ВЫПУСК №6, МАРТ 2014

Академик Борис Патон: «Я — трудоголик»

Академику РАН, президенту Академии наук Украины Борису Евгеньевичу Патону в конце прошлого года исполнилось 95. В этот день, как и накануне, как и полвека назад, утром он пришёл на работу в родной киевский Институт электросварки, а после обеда отправился пешком в президиум Академии наук. Годы не властны над ним. Рецепт, по признанию академика, прост: «Я работаю каждый день, на иное не способен».

О СЕБЕ И СЕМЬЕ

Всё-таки странная у вас фамилия. Точнее — редкая. Как она появилась?

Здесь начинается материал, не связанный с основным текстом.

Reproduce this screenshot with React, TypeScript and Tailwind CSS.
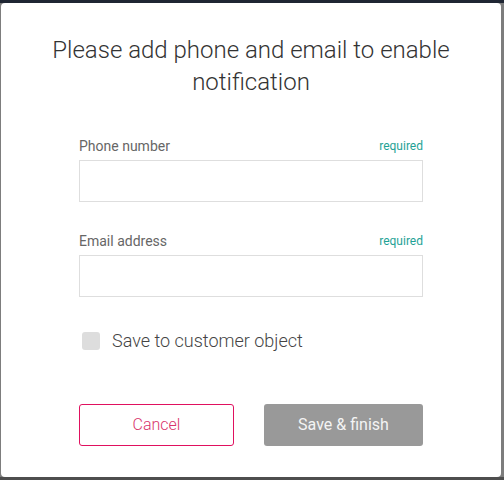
import React from "react";

function Field({ label }: { label: string }) {
  return (
    <div className="flex flex-col">
      <div className="flex items-end justify-between">
        <span className="text-[14px] leading-[20px] text-[#666]">{label}</span>
        <span className="text-[12px] leading-[20px] text-[#1fa296]">required</span>
      </div>
      <input type="text" className="mt-[4px] h-[42px] w-full border border-[#dedede] bg-white px-3 text-[14px] outline-none" />
    </div>
  );
}

export default function App() {
  return (
    <div
      className="h-[480px] w-[504px] overflow-hidden border-t-[3px] border-b-[3px] border-t-[#1f2633] border-b-[#4e4e4e] bg-[#7d7d7d] px-[1px]"
      style={{ fontFamily: "Roboto, 'Liberation Sans', sans-serif" }}
    >
      <div className="flex h-[474px] w-[500px] flex-col rounded-[4px] bg-white px-[30px] pt-[31px]">
        <h1 className="text-center text-[24px] font-light leading-[32px] text-[#333]">
          Please add phone and email to enable notification
        </h1>
        <div className="mt-[38px] flex flex-col px-[48px]">
          <Field label="Phone number" />
          <div className="mt-[29px]">
            <Field label="Email address" />
          </div>
          <label className="mt-[32px] flex items-center gap-[12px] pl-[3px]">
            <span className="h-[18px] w-[18px] rounded-[3px] bg-[#dddddd]" />
            <span className="text-[18px] font-light leading-[24px] text-[#444]">Save to customer object</span>
          </label>
          <div className="mt-[51px] flex justify-between">
            <button className="h-[42px] w-[155px] rounded-[3px] border border-[#e0115f] bg-white text-[16px] font-light text-[#d9336b]">
              Cancel
            </button>
            <button className="h-[42px] w-[159px] rounded-[3px] bg-[#999999] text-[16px] text-[#f4f4f4]">
              Save &amp; finish
            </button>
          </div>
        </div>
      </div>
    </div>
  );
}
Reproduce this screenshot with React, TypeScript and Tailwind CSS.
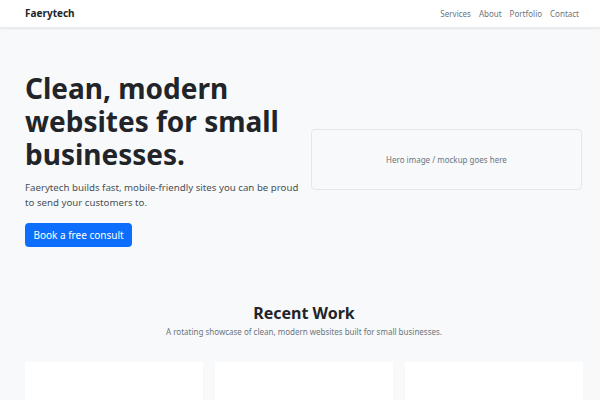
export default function App() {
  const links = ["Services", "About", "Portfolio", "Contact"]

  return (
    <div className="min-h-screen bg-[#f8f9fa] font-['Noto_Sans',sans-serif] text-[#212529]">
      <nav className="h-[28px] bg-white shadow-[0_1px_2px_rgba(0,0,0,0.08)] border-b border-[#e9ecef]">
        <div className="flex h-full items-center justify-between pl-[25px] pr-[21px]">
          <a className="text-[10px] font-bold text-[#212529]">Faerytech</a>
          <ul className="flex gap-[8px] text-[8px] text-[#6c757d]">
            {links.map((l) => (
              <li key={l}>{l}</li>
            ))}
          </ul>
        </div>
      </nav>

      <section className="pl-[25px] pr-[18px] pt-[44px]">
        <div className="flex items-center gap-[6px]">
          <div className="w-[280px] shrink-0">
            <h1 className="text-[28px] font-bold leading-[33px]">
              Clean, modern websites for small businesses.
            </h1>
            <p className="mt-[9px] text-[9.7px] leading-[15px] text-[#495057]">
              Faerytech builds fast, mobile-friendly sites you can be proud to send your customers to.
            </p>
            <button className="mt-[13px] h-[24px] w-[107px] rounded-[4px] bg-[#0d6efd] text-[10px] text-white">
              Book a free consult
            </button>
          </div>
          <div className="flex h-[61px] flex-1 items-center justify-center rounded-[4px] border border-[#e4e6e9] bg-[#f8f9fa] text-[8px] text-[#6c757d]">
            Hero image / mockup goes here
          </div>
        </div>
      </section>

      <section className="pt-[56px] pl-[25px] pr-[17px]">
        <h2 className="text-center text-[16px] font-bold leading-[20px]">Recent Work</h2>
        <p className="mt-[3px] text-center text-[8px] text-[#6c757d]">
          A rotating showcase of clean, modern websites built for small businesses.
        </p>
        <div className="mt-[24px] grid grid-cols-3 gap-[12px]">
          <div className="h-[120px] bg-white" />
          <div className="h-[120px] bg-white" />
          <div className="h-[120px] bg-white" />
        </div>
      </section>
    </div>
  )
}
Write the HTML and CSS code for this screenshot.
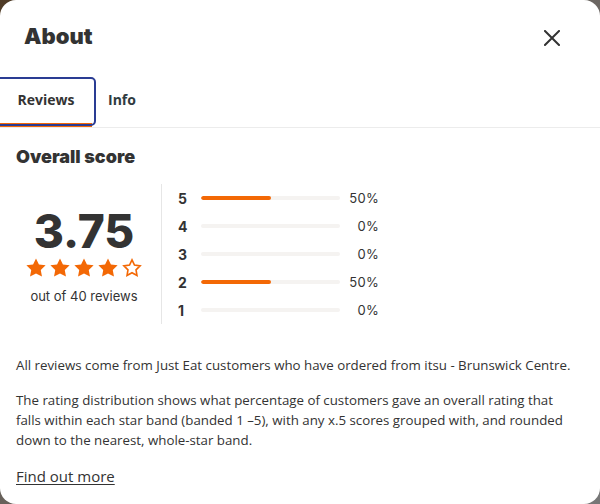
FILE: index.html
```html
<!DOCTYPE html>
<html lang="en">
<head>
<meta charset="utf-8">
<title>About</title>
<link rel="stylesheet" href="styles.css">
</head>
<body>
<div class="modal">
  <header class="header">
    <h1 class="title">About</h1>
    <button class="close" aria-label="Close">
      <svg width="16" height="16" viewBox="0 0 16 16"><path d="M1 1L15 15M15 1L1 15" stroke="#333" stroke-width="2" fill="none" stroke-linecap="square"/></svg>
    </button>
  </header>
  <nav class="tabs">
    <button class="tab active">Reviews</button>
    <button class="tab">Info</button>
  </nav>
  <section class="content">
    <h2 class="subtitle">Overall score</h2>
    <div class="score">
      <div class="summary">
        <div class="value">3.75</div>
        <div class="stars">
          <svg class="star" viewBox="0 0 24 24"><path d="M12 1.5l3.2 6.6 7.3 1-5.3 5.1 1.3 7.2L12 18l-6.5 3.4 1.3-7.2L1.5 9.1l7.3-1z" fill="#f36805"/></svg>
          <svg class="star" viewBox="0 0 24 24"><path d="M12 1.5l3.2 6.6 7.3 1-5.3 5.1 1.3 7.2L12 18l-6.5 3.4 1.3-7.2L1.5 9.1l7.3-1z" fill="#f36805"/></svg>
          <svg class="star" viewBox="0 0 24 24"><path d="M12 1.5l3.2 6.6 7.3 1-5.3 5.1 1.3 7.2L12 18l-6.5 3.4 1.3-7.2L1.5 9.1l7.3-1z" fill="#f36805"/></svg>
          <svg class="star" viewBox="0 0 24 24"><path d="M12 1.5l3.2 6.6 7.3 1-5.3 5.1 1.3 7.2L12 18l-6.5 3.4 1.3-7.2L1.5 9.1l7.3-1z" fill="#f36805"/></svg>
          <svg class="star" viewBox="0 0 24 24"><path d="M12 3.2l2.7 5.6 6.1.9-4.4 4.3 1 6.1L12 17.2l-5.4 2.9 1-6.1-4.4-4.3 6.1-.9z" fill="none" stroke="#f36805" stroke-width="1.8" stroke-linejoin="miter"/></svg>
        </div>
        <div class="count">out of 40 reviews</div>
      </div>
      <div class="bars">
        <div class="row"><span class="label">5</span><span class="track"><span class="fill" style="width:50%"></span></span><span class="pct">50%</span></div>
        <div class="row"><span class="label">4</span><span class="track"><span class="fill" style="width:0%"></span></span><span class="pct">0%</span></div>
        <div class="row"><span class="label">3</span><span class="track"><span class="fill" style="width:0%"></span></span><span class="pct">0%</span></div>
        <div class="row"><span class="label">2</span><span class="track"><span class="fill" style="width:50%"></span></span><span class="pct">50%</span></div>
        <div class="row"><span class="label">1</span><span class="track"><span class="fill" style="width:0%"></span></span><span class="pct">0%</span></div>
      </div>
    </div>
    <p class="text">All reviews come from Just Eat customers who have ordered from itsu - Brunswick Centre.</p>
    <p class="text">The rating distribution shows what percentage of customers gave an overall rating that falls within each star band (banded 1 –5), with any x.5 scores grouped with, and rounded down to the nearest, whole-star band.</p>
    <a class="more" href="#">Find out more</a>
  </section>
</div>
</body>
</html>
```

FILE: styles.css
```css
* { box-sizing: border-box; }
html, body { margin: 0; padding: 0; }
body {
  width: 600px;
  height: 504px;
  background: linear-gradient(135deg, #4f3b26 0%, #6a6560 50%, #777 100%);
  overflow: hidden;
}
.modal {
  width: 600px;
  height: 504px;
  background: #fff;
  border-radius: 16px;
  color: #333;
  font-family: "Open Sans", "Noto Sans", sans-serif;
}
.header {
  display: flex;
  justify-content: space-between;
  align-items: flex-start;
  padding: 20px 32px 0 24px;
  height: 77px;
}
.title {
  margin: 0;
  font-family: Inter, sans-serif;
  font-weight: 900;
  font-size: 22px;
  line-height: 32px;
  color: #333;
}
.close {
  width: 32px;
  height: 32px;
  border: 0;
  background: none;
  padding: 0;
  margin-top: 2px;
  display: flex;
  align-items: center;
  justify-content: center;
}
.tabs {
  display: flex;
  border-bottom: 1px solid #ececec;
  height: 51px;
}
.tab {
  position: relative;
  border: 0;
  background: none;
  font-family: "Open Sans", sans-serif;
  font-weight: 700;
  font-size: 14px;
  color: #333;
  height: 50px;
  line-height: 46px;
}
.tab:not(.active) { padding: 0 0 4px 16px; color: #2f3b40; }
.tab.active {
  width: 92px;
  padding: 0;
  border-bottom: 4px solid #f36805;
}
.tab.active::after {
  content: "";
  position: absolute;
  left: -4px;
  right: -4px;
  top: 0;
  height: 45px;
  border: 2px solid #2a3c93;
  border-radius: 5px;
}
.content {
  padding: 17px 16px 0 16px;
}
.subtitle {
  margin: 0;
  font-family: Inter, sans-serif;
  font-weight: 900;
  font-size: 18px;
  line-height: 24px;
  color: #333;
}
.score {
  display: flex;
  margin-top: 13px;
  align-items: center;
}
.summary {
  width: 136px;
  margin-right: 9px;
  display: flex;
  flex-direction: column;
  align-items: center;
  padding-top: 8px;
}
.value {
  font-family: Inter, sans-serif;
  font-weight: 800;
  font-size: 46px;
  line-height: 44px;
  color: #333;
}
.stars {
  display: flex;
  gap: 2px;
  margin-top: 4px;
}
.star { width: 22px; height: 22px; display: block; }
.count {
  font-family: Inter, sans-serif;
  font-size: 13px;
  line-height: 18px;
  margin-top: 8px;
  color: #333;
}
.bars {
  border-left: 1px solid #e6e6e6;
  padding-left: 16px;
  height: 140px;
  margin-top: 2px;
  display: flex;
  flex-direction: column;
}
.row {
  height: 28px;
  display: flex;
  align-items: center;
}
.label {
  width: 23px;
  font-family: Inter, sans-serif;
  font-weight: 700;
  font-size: 14px;
  color: #333;
}
.track {
  width: 139px;
  height: 4px;
  border-radius: 2px;
  background: #f5f3f1;
  overflow: hidden;
  display: block;
}
.fill {
  display: block;
  height: 100%;
  background: #f36805;
  border-radius: 2px;
}
.pct {
  width: 39px;
  text-align: right;
  font-family: Inter, sans-serif;
  font-size: 13px;
  color: #333;
  letter-spacing: 0.3px;
}
.text {
  margin: 31px 0 15px;
  max-width: 560px;
  font-size: 13.3px;
  line-height: 20px;
  color: #333;
}
.text + .text { margin-top: 0; }
.more {
  display: inline-block;
  margin-top: -3px;
  font-size: 15px;
  line-height: 20px;
  color: #333;
  text-decoration: underline;
  text-underline-offset: 2px;
}
```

Борис Патон: Я и сам не знаю точно. Думаю, что «повинен» в этом Пётр Великий. Он пригласил в Россию мастеровой люд из Европы. Мои предки строили корабли. А фамилия идёт из Шотландии. По крайней мере, там много Патонов. Но они есть и в Америке. В 1960 году был я в Англии. Нас повезли в Глазго на завод. Мы встретились с главным инженером, и его фамилия была Патон. Забавно было. Где-то я читал, а может, и сам придумал — более глубокие корни у нас в Голландии.

А в России Патонов нет?

Б.П.: Раньше случалось встречать — сёстры отца несли фамилию. Но то было раньше, а сейчас не встречаю. Но Госархив в Питере и Церковь хранят документы, а значит, и историю. Мой отец родился в Ницце в семье русского консула. Крестили его там. Наши из института однажды поехали во Францию, попали в Ниццу и там нашли церковь, в которой за 1870 год сохранилась запись о рождении отца.

Вы — хороший начальник?

Б.П.: По-моему, неплохой.

А почему так считаете?

Б.П.: Потому что к людям отношусь по-людски, а не по-хамски. Нельзя унижать достоинство человека, топтаться по нему. Скажу крамольную мысль: лучше работать с умным человеком, если известно, что он большая сволочь, чем с очень хорошим, добрым человеком, но дураком.

Талантливые люди, как известно, весьма вредные…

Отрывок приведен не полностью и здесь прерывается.